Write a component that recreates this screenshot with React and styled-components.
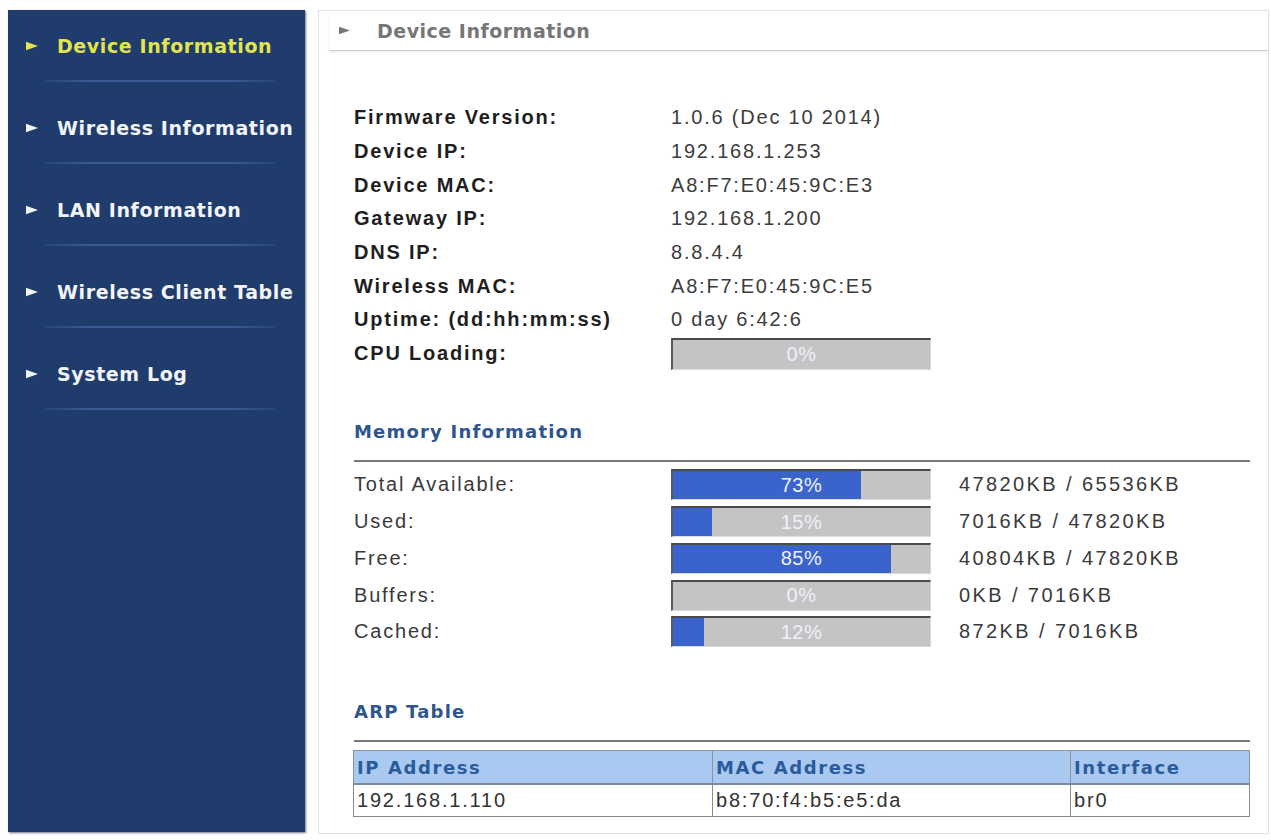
import React from 'react';
import styled, { createGlobalStyle } from 'styled-components';

const GlobalStyle = createGlobalStyle`
  html, body {
    margin: 0;
    padding: 0;
    background: #ffffff;
  }
`;

const navItems = [
  { label: 'Device Information', active: true },
  { label: 'Wireless Information' },
  { label: 'LAN Information' },
  { label: 'Wireless Client Table' },
  { label: 'System Log' },
];

const deviceInfo = [
  ['Firmware Version:', '1.0.6 (Dec 10 2014)'],
  ['Device IP:', '192.168.1.253'],
  ['Device MAC:', 'A8:F7:E0:45:9C:E3'],
  ['Gateway IP:', '192.168.1.200'],
  ['DNS IP:', '8.8.4.4'],
  ['Wireless MAC:', 'A8:F7:E0:45:9C:E5'],
  ['Uptime: (dd:hh:mm:ss)', '0 day 6:42:6'],
];

const memory = [
  { label: 'Total Available:', pct: 73, text: '47820KB / 65536KB' },
  { label: 'Used:', pct: 15, text: '7016KB / 47820KB' },
  { label: 'Free:', pct: 85, text: '40804KB / 47820KB' },
  { label: 'Buffers:', pct: 0, text: '0KB / 7016KB' },
  { label: 'Cached:', pct: 12, text: '872KB / 7016KB' },
];

const arp = [
  ['192.168.1.110', 'b8:70:f4:b5:e5:da', 'br0'],
];

const Page = styled.div`
  display: flex;
  gap: 13px;
  height: 840px;
  box-sizing: border-box;
  padding: 10px 3px 6px 8px;
`;

const Sidebar = styled.nav`
  width: 297px;
  flex-shrink: 0;
  height: 822px;
  background: #1f3c6d;
  box-shadow: 1px 1px 2px rgba(10, 25, 55, 0.6);
  padding-top: 26px;
  box-sizing: border-box;
`;

const NavItem = styled.div`
  display: flex;
  align-items: center;
  height: 20px;
  padding-left: 18px;
  font-family: "DejaVu Sans", Verdana, sans-serif;
  font-weight: bold;
  font-size: 19px;
  letter-spacing: 0.6px;
  color: ${(p) => (p.$active ? '#e2e54c' : '#f2f4f8')};
  white-space: nowrap;
`;

const NavArrow = styled.svg`
  width: 12px;
  height: 10px;
  margin-right: 19px;
  flex-shrink: 0;
`;

const NavDivider = styled.div`
  height: 2px;
  margin: 24px 30px 36px 37px;
  background: linear-gradient(90deg, rgba(70, 105, 160, 0.2), #3b5d93 20%, #3b5d93 80%, rgba(70, 105, 160, 0.2));
`;

const Main = styled.main`
  flex: 1;
  border: 1px solid #e4e4e4;
  display: flex;
  flex-direction: column;
`;

const Header = styled.div`
  display: flex;
  align-items: center;
  height: 39px;
  margin-left: 10px;
  padding-left: 10px;
  border-bottom: 1px solid #cfcfcf;
  box-shadow: 0 2px 2px rgba(0, 0, 0, 0.06);
  font-family: "DejaVu Sans", Verdana, sans-serif;
  font-weight: bold;
  font-size: 19px;
  letter-spacing: 0.5px;
  color: #767676;
`;

const HeaderArrow = styled.svg`
  width: 11px;
  height: 9px;
  margin-right: 27px;
`;

const Content = styled.div`
  padding: 50px 18px 0 35px;
`;

const InfoRow = styled.div`
  display: grid;
  grid-template-columns: 317px 1fr;
  align-items: center;
  height: 33.7px;
  font-family: "Liberation Sans", Arial, sans-serif;
  font-size: 20px;
  letter-spacing: 1.8px;
`;

const Label = styled.div`
  font-weight: ${(p) => (p.$bold ? 'bold' : 'normal')};
  color: ${(p) => (p.$bold ? '#1e1e1e' : '#3a3a3a')};
  white-space: nowrap;
`;

const Value = styled.div`
  color: #3c3c3c;
  white-space: nowrap;
`;

const Bar = styled.div`
  position: relative;
  width: 260px;
  height: ${(p) => p.$h}px;
  box-sizing: border-box;
  background: #c4c4c4;
  border-top: 2px solid #4a4a4a;
  border-left: 2px solid #5a5a5a;
  border-bottom: 1px solid #dadada;
  border-right: 1px solid #d6d6d6;
  overflow: hidden;
`;

const BarFill = styled.div`
  height: 100%;
  background: #3a63cb;
`;

const BarText = styled.span`
  position: absolute;
  inset: 0;
  display: flex;
  align-items: center;
  justify-content: center;
  font-family: "Liberation Sans", Arial, sans-serif;
  font-size: 20px;
  letter-spacing: 0.5px;
  color: #eef1f8;
`;

const SectionTitle = styled.h2`
  margin: ${(p) => p.$mt}px 0 0;
  padding-bottom: ${(p) => p.$pb}px;
  border-bottom: 2px solid #7a7a7a;
  line-height: 24px;
  font-family: "DejaVu Sans", Verdana, sans-serif;
  font-weight: bold;
  font-size: 18px;
  letter-spacing: 1.2px;
  color: #2e5590;
`;

const MemoryList = styled.div`
  margin-top: 5px;
`;

const MemoryRow = styled.div`
  display: grid;
  grid-template-columns: 317px 260px 1fr;
  align-items: center;
  height: 36.75px;
  font-family: "Liberation Sans", Arial, sans-serif;
  font-size: 20px;
  letter-spacing: 1.8px;
`;

const MemoryText = styled.div`
  padding-left: 28px;
  color: #3a3a3a;
  white-space: nowrap;
  letter-spacing: 2.4px;
`;

const Table = styled.table`
  margin: 8px 0 0 -1px;
  width: 896px;
  border-collapse: collapse;
  border: 1px solid #8a8a8a;
  table-layout: fixed;
`;

const Th = styled.th`
  height: 32px;
  padding: 0 0 0 3px;
  text-align: left;
  background: #a9c9f1;
  border: 1px solid #8a93a3;
  border-bottom: 2px solid #7c8aa0;
  font-family: "DejaVu Sans", Verdana, sans-serif;
  font-weight: bold;
  font-size: 18px;
  letter-spacing: 1.6px;
  color: #2a5b9c;
`;

const Td = styled.td`
  height: 31px;
  padding: 0 0 0 3px;
  border: 1px solid #8a8a8a;
  font-family: "Liberation Sans", Arial, sans-serif;
  font-size: 20px;
  letter-spacing: 1.8px;
  color: #333333;
`;

const Triangle = ({ color, as: Comp }) => (
  <Comp viewBox="0 0 10 8">
    <path d="M0 0.5 L10 4 L0 7.5 Z" fill={color} />
  </Comp>
);

const ProgressBar = ({ pct, h }) => (
  <Bar $h={h}>
    <BarFill style={{ width: `${pct}%` }} />
    <BarText>{pct}%</BarText>
  </Bar>
);

const App = () => (
  <>
    <GlobalStyle />
    <Page>
      <Sidebar>
        {navItems.map((item) => (
          <React.Fragment key={item.label}>
            <NavItem $active={item.active}>
              <Triangle as={NavArrow} color={item.active ? '#e2e54c' : '#f2f4f8'} />
              {item.label}
            </NavItem>
            <NavDivider />
          </React.Fragment>
        ))}
      </Sidebar>
      <Main>
        <Header>
          <Triangle as={HeaderArrow} color="#777777" />
          Device Information
        </Header>
        <Content>
          {deviceInfo.map(([label, value]) => (
            <InfoRow key={label}>
              <Label $bold>{label}</Label>
              <Value>{value}</Value>
            </InfoRow>
          ))}
          <InfoRow>
            <Label $bold>CPU Loading:</Label>
            <ProgressBar pct={0} h={32} />
          </InfoRow>

          <SectionTitle $mt={49} $pb={16}>Memory Information</SectionTitle>
          <MemoryList>
            {memory.map((m) => (
              <MemoryRow key={m.label}>
                <Label>{m.label}</Label>
                <ProgressBar pct={m.pct} h={31} />
                <MemoryText>{m.text}</MemoryText>
              </MemoryRow>
            ))}
          </MemoryList>

          <SectionTitle $mt={50} $pb={16}>ARP Table</SectionTitle>
          <Table>
            <colgroup>
              <col style={{ width: '359px' }} />
              <col style={{ width: '358px' }} />
              <col style={{ width: '179px' }} />
            </colgroup>
            <thead>
              <tr>
                <Th>IP Address</Th>
                <Th>MAC Address</Th>
                <Th>Interface</Th>
              </tr>
            </thead>
            <tbody>
              {arp.map((row) => (
                <tr key={row[0]}>
                  {row.map((cell) => (
                    <Td key={cell}>{cell}</Td>
                  ))}
                </tr>
              ))}
            </tbody>
          </Table>
        </Content>
      </Main>
    </Page>
  </>
);

export default App;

-------------------------

Pick out all lines containing the string "components".

— RESULT OF THIS EXERCISE —
Write a component that recreates this screenshot with React and styled-components.
import styled, { createGlobalStyle } from 'styled-components';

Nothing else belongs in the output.